[
Lists Home |
Date Index |
Thread Index
]
- From: "Richard Anderson" <rja@arpsolutions.demon.co.uk>
- To: <xml-dev@ic.ac.uk>
- Date: Wed, 2 Jun 1999 18:22:00 +0100
I do not follow this list anymore due to time etc, but this post caught my
eye.
I assume DCE UUIDs/MS GUIDs have been considered ?
----- Original Message -----
From: Kent Sievers <ksievers@novell.com>
To: <xml-dev@ic.ac.uk>
Sent: 2 June 1999 18:01
Subject: All this buisiness about namespace URNs...

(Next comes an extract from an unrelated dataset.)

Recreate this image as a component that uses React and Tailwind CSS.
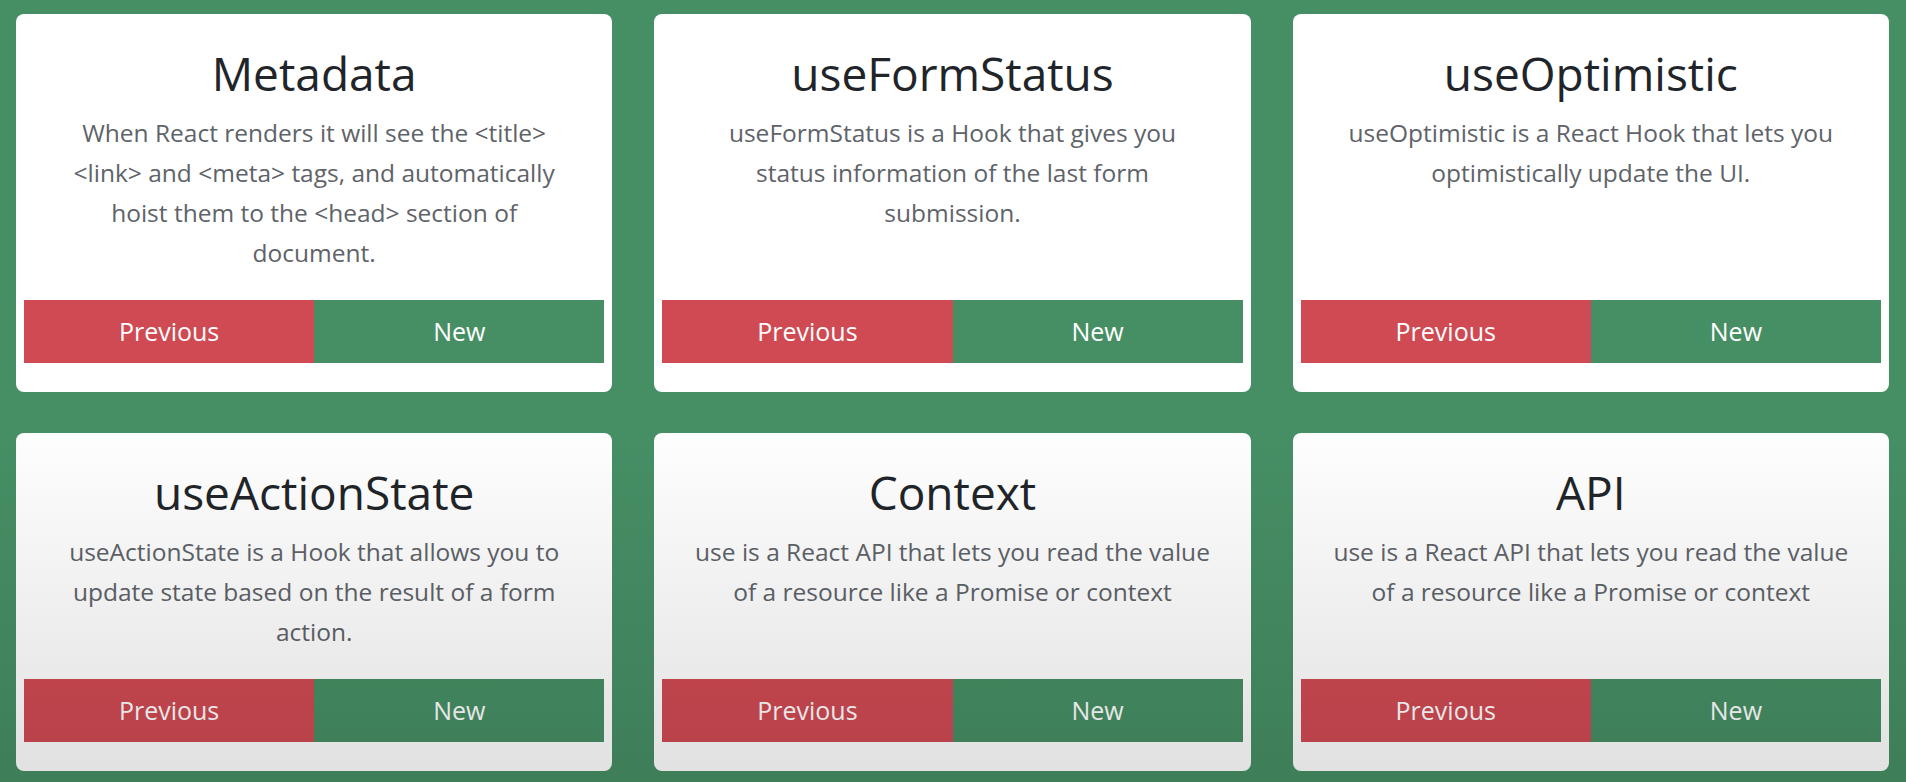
const cards = [
  {
    title: "Metadata",
    lines: [
      "When React renders it will see the <title>",
      "<link> and <meta> tags, and automatically",
      "hoist them to the <head> section of",
      "document.",
    ],
  },
  {
    title: "useFormStatus",
    lines: [
      "useFormStatus is a Hook that gives you",
      "status information of the last form",
      "submission.",
    ],
  },
  {
    title: "useOptimistic",
    lines: [
      "useOptimistic is a React Hook that lets you",
      "optimistically update the UI.",
    ],
  },
  {
    title: "useActionState",
    lines: [
      "useActionState is a Hook that allows you to",
      "update state based on the result of a form",
      "action.",
    ],
  },
  {
    title: "Context",
    lines: [
      "use is a React API that lets you read the value",
      "of a resource like a Promise or context",
    ],
  },
  {
    title: "API",
    lines: [
      "use is a React API that lets you read the value",
      "of a resource like a Promise or context",
    ],
  },
];

function FeatureCard({ title, lines }) {
  return (
    <div className="flex flex-col rounded-lg bg-white px-2 pt-[31px] pb-[29px] text-center">
      <h2 className="text-[46px] leading-[56px] text-[#212529]">{title}</h2>
      <p className="mt-3 text-[24.5px] leading-[40px] text-[#5e6369]">
        {lines.map((line) => (
          <span key={line} className="block">
            {line}
          </span>
        ))}
      </p>
      <div className="mt-auto flex pt-[27px]">
        <button className="h-[63px] flex-1 bg-[#d04a53] text-[25px] font-medium text-white">
          Previous
        </button>
        <button className="h-[63px] flex-1 bg-[#468f64] text-[25px] font-medium text-white">
          New
        </button>
      </div>
    </div>
  );
}

export default function App() {
  return (
    <div className="relative min-h-screen bg-[#468f65] px-4 pt-[14px] pb-3 font-['Open_Sans',sans-serif]">
      <div className="grid grid-cols-3 gap-x-[42px] gap-y-[41px] pr-px">
        {cards.map((card) => (
          <FeatureCard key={card.title} {...card} />
        ))}
      </div>
      {/* darker shading over the lower half, as in the capture */}
      <div className="pointer-events-none absolute inset-x-0 top-[420px] bottom-0 bg-linear-to-b from-transparent to-black/12" />
    </div>
  );
}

Although I have listened to this list for many months, I almost never post
anything.
Three points:
1) If this is all about giving name spaces a unique name/ID in order to
avoid collisions, then there are dozens of ways of generating unique names
(I assume that nobody wants to be a registry). For example, you could write
a program for the PC that would grab the machines processor ID, combine it
with the time stamp and convert it to base 64 and come up with a 16 digit ID
that could not be produced by any other PC at any other point in time. If
that wasn't human readable enough then you could add your own descriptive
text and still come in shorter than many URLs. You would only need access
to a PC one time in the lifetime of the name space - to generate the ID/Name
that you would use. This is just an example. My point is that if you think
about it for very long at all, there are lots of ways of guaranteeing
uniqueness, even in a distributed fashion. Especially if you are willing to
live with "unique enough." Some other examples: use the hit count on a
special web site; have a "grab a tag" type web site that allows visitors to
generate unique tags; use one of the global LDAP servers to guarantee a
unique E-Mail address; have everyone open an account at the same bank and
use their account numbers; use a U.S. patent number (just kidding); etc.
etc. etc.
2) Are we really that worried about collisions? After all, don't I usually
know (and approve) with whom I am exchanging data? If I can assume that
the people I exchange documents with don't have a malicious intent, then
what are the odds that if I use "mynamespace.myproject.Novell.com" that I
will ever see any problems? Nil! And if they are intending to collide with
me, then what recourse would I have anyway? As a side note, it seams like
the harder problem is trying to actually collide and share an element. For
example: my document has a "subject" while yours has a "topic." Do we have
to generate large mappings in order to communicate with lots of different
systems?
3) When it comes to global identifiers, it seems to me that there are always
two distinct parts: a) the objects name/ID that uniquely identifies it, and
b) the objects last known, or probable location. My mail messages, for
example, have unique IDs, but they only help me find the message by
including addition location information on where to look for it (which
message store). The advantage of this type of scheme is: a) I can still
uniquely identify it no matter where it is moved, and b) if it is moved,
there may be some hope of searching for it and updating it's location.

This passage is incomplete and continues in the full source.